Problem to work on = Exactly the lines from the first line of the records to the line holding "export default App;" should be duplicated, and nothing more; pictures stay out.

..........

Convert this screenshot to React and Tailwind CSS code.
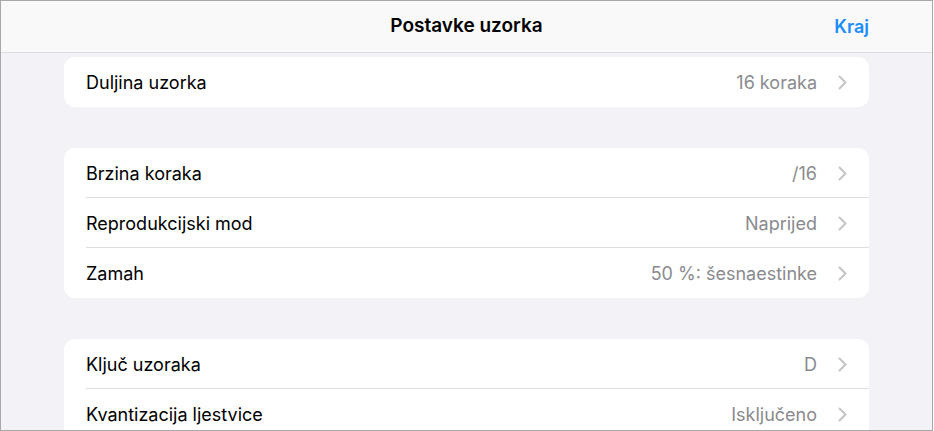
import React from 'react';

const Chevron = () => (
  <svg width="9" height="15" viewBox="0 0 9 15" fill="none" className="ml-[21px] mr-[22px] shrink-0">
    <path d="M1.5 1.5 L7.5 7.5 L1.5 13.5" stroke="#c4c4c7" strokeWidth="2" strokeLinecap="round" strokeLinejoin="round" />
  </svg>
);

const Row = ({ label, value, last }) => (
  <div className="flex h-[50px] items-stretch pl-[22px]">
    <div className={`flex flex-1 items-center pt-px ${last ? '' : 'border-b border-[#dedee0]'}`}>
      <span className="flex-1 text-[18px] text-black">{label}</span>
      <span className="text-[18px] text-[#8a8a8e]">{value}</span>
      <Chevron />
    </div>
  </div>
);

const Group = ({ rows }) => (
  <div className="mx-[63px] overflow-hidden rounded-[11px] bg-white">
    {rows.map((r, i) => (
      <Row key={r.label} label={r.label} value={r.value} last={i === rows.length - 1} />
    ))}
  </div>
);

const App = () => {
  return (
    <div
      className="h-[431px] w-[933px] overflow-hidden border border-[#a8a8a8] bg-[#f2f2f7]"
      style={{ fontFamily: 'Inter, "Noto Sans", sans-serif' }}
    >
      <div className="relative flex h-[52px] items-center justify-center border-b border-[#dcdcdf] bg-[#f9f9f9]">
        <span className="text-[19px] font-semibold text-black">Postavke uzorka</span>
        <span className="absolute right-[63px] text-[18px] font-semibold text-[#1a8cff]">Kraj</span>
      </div>
      <div className="flex flex-col gap-[41px] pt-[4px]">
        <Group rows={[{ label: 'Duljina uzorka', value: '16 koraka' }]} />
        <Group
          rows={[
            { label: 'Brzina koraka', value: '/16' },
            { label: 'Reprodukcijski mod', value: 'Naprijed' },
            { label: 'Zamah', value: '50 %: šesnaestinke' },
          ]}
        />
        <Group
          rows={[
            { label: 'Ključ uzoraka', value: 'D' },
            { label: 'Kvantizacija ljestvice', value: 'Isključeno' },
          ]}
        />
      </div>
    </div>
  );
};

export default App;
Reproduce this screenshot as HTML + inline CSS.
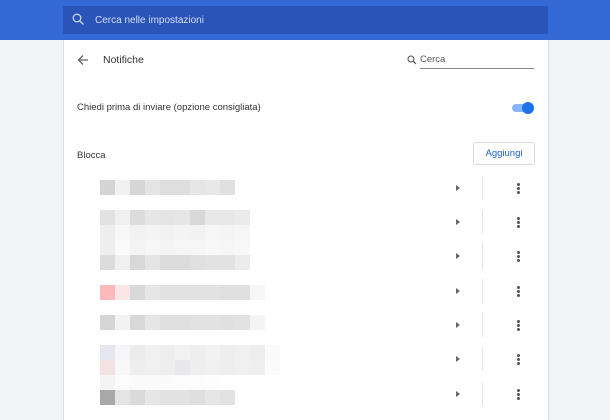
<!DOCTYPE html><html><head><style>
body{margin:0;width:610px;height:414px;overflow:hidden;background:#f1f3f4;font-family:"Liberation Sans",sans-serif;position:relative}
.a{position:absolute}
.m{position:absolute;width:15px;height:15px}
</style></head><body>
<div class="a" style="left:0;top:0;width:610px;height:40px;background:#3468d4"></div>
<div class="a" style="left:63px;top:6px;width:485px;height:28px;background:#2a54b8;border-radius:2px"></div>
<svg class="a" style="left:72px;top:13px" width="13" height="13" viewBox="0 0 13 13"><circle cx="5" cy="5" r="3.8" fill="none" stroke="#c7d3f0" stroke-width="1.3"/><path d="M8 8l3.5 3.5" stroke="#c7d3f0" stroke-width="1.4"/></svg>
<div class="a" style="left:95px;top:15px;font-size:10px;color:#d5def3">Cerca nelle impostazioni</div>
<div class="a" style="left:63px;top:40px;width:484px;height:380px;background:#fff;border-left:1px solid #dadce0;border-right:1px solid #dadce0"></div>
<svg class="a" style="left:77px;top:54px" width="12" height="12" viewBox="0 0 12 12"><path d="M11 6H2M6 1.5L1.5 6 6 10.5" fill="none" stroke="#5f6368" stroke-width="1.3"/></svg>
<div class="a" style="left:103px;top:54px;font-size:10.5px;color:#333">Notifiche</div>
<svg class="a" style="left:407px;top:55px" width="10" height="10" viewBox="0 0 10 10"><circle cx="4" cy="4" r="3" fill="none" stroke="#555" stroke-width="1.1"/><path d="M6.2 6.2L9 9" stroke="#555" stroke-width="1.2"/></svg>
<div class="a" style="left:420px;top:54px;font-size:9.5px;color:#555">Cerca</div>
<div class="a" style="left:420px;top:68px;width:114px;height:1px;background:#888"></div>
<div class="a" style="left:77px;top:102px;font-size:9.5px;color:#333">Chiedi prima di inviare (opzione consigliata)</div>
<div class="a" style="left:512px;top:104px;width:20px;height:8px;border-radius:4px;background:#8ab4f8"></div>
<div class="a" style="left:522px;top:102px;width:12px;height:12px;border-radius:6px;background:#1a73e8"></div>
<div class="a" style="left:77px;top:150px;font-size:9.5px;color:#333">Blocca</div>
<div class="a" style="left:473px;top:142px;width:60px;height:21px;border:1px solid #dadce0;border-radius:3px;font-size:9.5px;color:#1a5fc8;text-align:center;line-height:21px">Aggiungi</div>

<div id="mos"></div>
<script>
var rows=[[180,['#d4d4d4','#f0f0f0','#d6d6d6','#e4e4e4','#dedede','#dedede','#e6e6e6','#e8e8e8','#e0e0e0']],
[210,['#e2e2e2','#f0f0f0','#dcdcdc','#e6e6e6','#e4e4e4','#e6e6e6','#d8d8d8','#e8e8e8','#e8e8e8','#ebebeb']],
[225,['#eeeeee','#f8f8f8','#f2f2f2','#f4f4f4','#f2f2f2','#f4f4f4','#f2f2f2','#f6f6f6','#f4f4f4','#f6f6f6']],
[240,['#eeeeee','#fafafa','#f4f4f4','#f6f6f6','#f4f4f4','#f6f6f6','#f6f6f6','#f8f8f8','#f6f6f6','#f8f8f8']],
[255,['#dcdcdc','#f0f0f0','#d8d8d8','#e4e4e4','#dcdcdc','#dcdcdc','#e0e0e0','#e2e2e2','#e2e2e2','#ececec']],
[285,['#fdb8bb','#fbe6e6','#d9d9d9','#e6e6e6','#e2e2e2','#e2e2e2','#e2e2e2','#e2e2e2','#e0e0e0','#e0e0e0','#f6f6f6']],
[315,['#d6d6d6','#f2f2f2','#d8d8d8','#e6e6e6','#e0e0e0','#e0e0e0','#e2e2e2','#e2e2e2','#e0e0e0','#e2e2e2','#f4f4f4']],
[345,['#e6e6ee','#f6f6f8','#ececec','#f0f0f0','#eeeeee','#f2f2f2','#eeeeee','#f2f2f2','#eeeeee','#f0f0f0','#ededed','#fafafa']],
[360,['#f3e2e2','#f8f8f8','#eeeeee','#f0f0f0','#eeeeee','#e8e8ec','#eeeeee','#f0f0f0','#eeeeee','#f0f0f0','#efefef','#fbfbfb']],
[375,['#f4f4f4','#fcfcfc','#fafafa','#fafafa','#fafafa','#fcfcfc','#fcfcfc','#fdfdfd']],
[390,['#a8a8a8','#e4e4e4','#dadada','#e6e6e6','#e2e2e2','#e2e2e2','#dedede','#e6e6e6','#e2e2e2']]];
var h='';rows.forEach(function(r){r[1].forEach(function(c,i){h+='<div class="m" style="left:'+(100+15*i)+'px;top:'+r[0]+'px;background:'+c+'"></div>'})});
[188,222,256,291,325,359,394].forEach(function(y){
h+='<div class="a" style="left:456px;top:'+(y-3)+'px;width:0;height:0;border-top:3px solid transparent;border-bottom:3px solid transparent;border-left:4px solid #666"></div>';
h+='<div class="a" style="left:482px;top:'+(y-12)+'px;width:1px;height:24px;background:#e6e6e6"></div>';
for(var k=0;k<3;k++)h+='<div class="a" style="left:517px;top:'+(y-5+k*4)+'px;width:2.5px;height:2.5px;border-radius:2px;background:#555"></div>';
});
document.getElementById('mos').innerHTML=h;
</script>
</body></html>
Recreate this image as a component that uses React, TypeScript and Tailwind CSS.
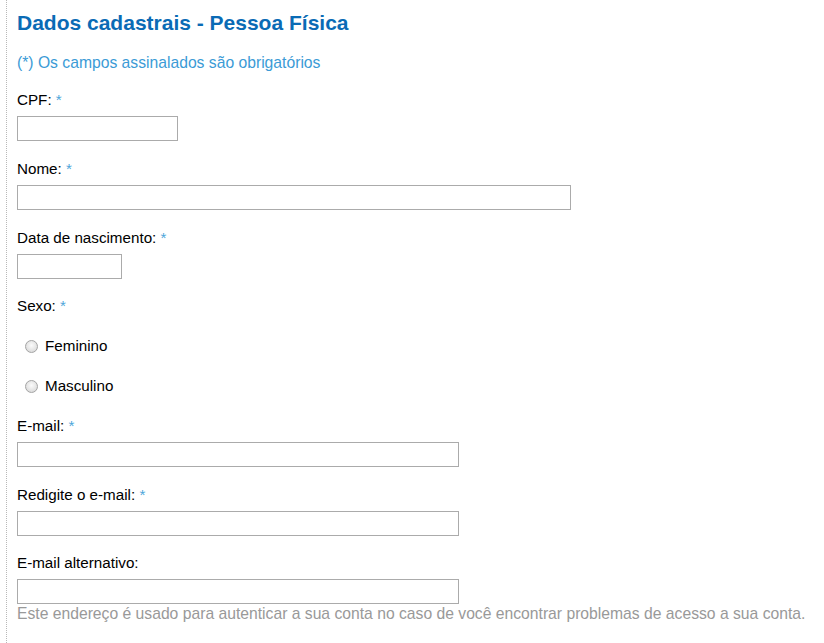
import React from 'react'

const font = "font-['Liberation_Sans',Arial,sans-serif]"

function Req() {
  return <span className="text-[#4ea6da]"> *</span>
}

function Field({ label, required, width, help }: { label: string; required?: boolean; width: string; help?: string }) {
  return (
    <div className="flex flex-col">
      <label className="text-[15.2px] leading-[18px] text-black">
        {label}
        {required && <Req />}
      </label>
      <input type="text" className={`mt-[7px] h-[25px] ${width} border border-[#ababab] bg-white outline-none`} />
      {help && (
        <p className="mt-[1px] text-[15.7px] leading-[18px] text-[#999999] whitespace-nowrap">{help}</p>
      )}
    </div>
  )
}

function Radio({ label }: { label: string }) {
  return (
    <div className="flex h-[18px] items-center pl-[8px]">
      <span className="h-[13px] w-[13px] rounded-full border border-[#a4a4a4] bg-[radial-gradient(circle_at_50%_40%,#fbfbfb,#d2d2d2)]" />
      <span className="ml-[7px] text-[15.2px] leading-[18px] text-black">{label}</span>
    </div>
  )
}

export default function App() {
  return (
    <div className={`${font} h-[643px] w-full overflow-hidden bg-white pl-[6px]`}>
      <div className="flex h-full flex-col border-l border-dotted border-[#b8b8b8] pl-[10px] pt-[11px]">
        <h1 className="text-[21px] font-bold leading-[24px] text-[#0a6bb5]">Dados cadastrais - Pessoa Física</h1>
        <p className="mt-[18px] text-[15.7px] leading-[20px] text-[#3b9bd6]">(*) Os campos assinalados são obrigatórios</p>

        <div className="mt-[18px] flex flex-col gap-[19px]">
          <Field label="CPF:" required width="w-[161px]" />
          <Field label="Nome:" required width="w-[554px]" />
          <Field label="Data de nascimento:" required width="w-[105px]" />
          <div className="-mt-px flex flex-col gap-[22px]">
            <label className="text-[15.2px] leading-[18px] text-black">
              Sexo:
              <Req />
            </label>
            <Radio label="Feminino" />
            <Radio label="Masculino" />
          </div>
        </div>

        <div className="mt-[22px] flex flex-col gap-[18.5px]">
          <Field label="E-mail:" required width="w-[442px]" />
          <Field label="Redigite o e-mail:" required width="w-[442px]" />
          <Field
            label="E-mail alternativo:"
            width="w-[442px]"
            help="Este endereço é usado para autenticar a sua conta no caso de você encontrar problemas de acesso a sua conta."
          />
        </div>
      </div>
    </div>
  )
}
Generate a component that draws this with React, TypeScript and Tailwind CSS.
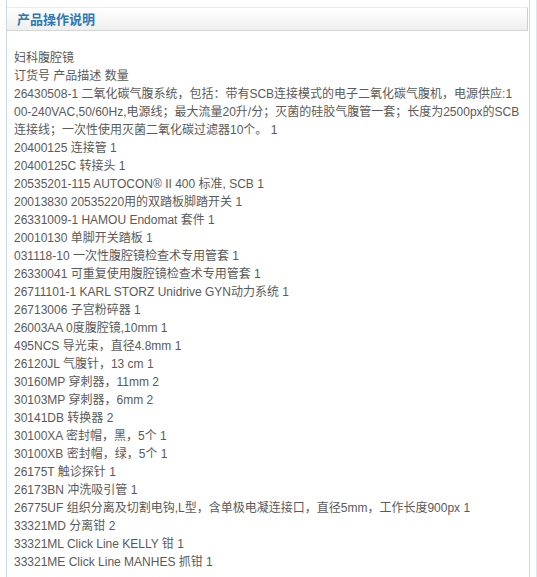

..........

Task result =
Convert this screenshot to React and Tailwind CSS code.
import React from 'react';

const Chevron = () => (
  <svg width="9" height="15" viewBox="0 0 9 15" fill="none" className="ml-[21px] mr-[22px] shrink-0">
    <path d="M1.5 1.5 L7.5 7.5 L1.5 13.5" stroke="#c4c4c7" strokeWidth="2" strokeLinecap="round" strokeLinejoin="round" />
  </svg>
);

const Row = ({ label, value, last }) => (
  <div className="flex h-[50px] items-stretch pl-[22px]">
    <div className={`flex flex-1 items-center pt-px ${last ? '' : 'border-b border-[#dedee0]'}`}>
      <span className="flex-1 text-[18px] text-black">{label}</span>
      <span className="text-[18px] text-[#8a8a8e]">{value}</span>
      <Chevron />
    </div>
  </div>
);

const Group = ({ rows }) => (
  <div className="mx-[63px] overflow-hidden rounded-[11px] bg-white">
    {rows.map((r, i) => (
      <Row key={r.label} label={r.label} value={r.value} last={i === rows.length - 1} />
    ))}
  </div>
);

const App = () => {
  return (
    <div
      className="h-[431px] w-[933px] overflow-hidden border border-[#a8a8a8] bg-[#f2f2f7]"
      style={{ fontFamily: 'Inter, "Noto Sans", sans-serif' }}
    >
      <div className="relative flex h-[52px] items-center justify-center border-b border-[#dcdcdf] bg-[#f9f9f9]">
        <span className="text-[19px] font-semibold text-black">Postavke uzorka</span>
        <span className="absolute right-[63px] text-[18px] font-semibold text-[#1a8cff]">Kraj</span>
      </div>
      <div className="flex flex-col gap-[41px] pt-[4px]">
        <Group rows={[{ label: 'Duljina uzorka', value: '16 koraka' }]} />
        <Group
          rows={[
            { label: 'Brzina koraka', value: '/16' },
            { label: 'Reprodukcijski mod', value: 'Naprijed' },
            { label: 'Zamah', value: '50 %: šesnaestinke' },
          ]}
        />
        <Group
          rows={[
            { label: 'Ključ uzoraka', value: 'D' },
            { label: 'Kvantizacija ljestvice', value: 'Isključeno' },
          ]}
        />
      </div>
    </div>
  );
};

export default App;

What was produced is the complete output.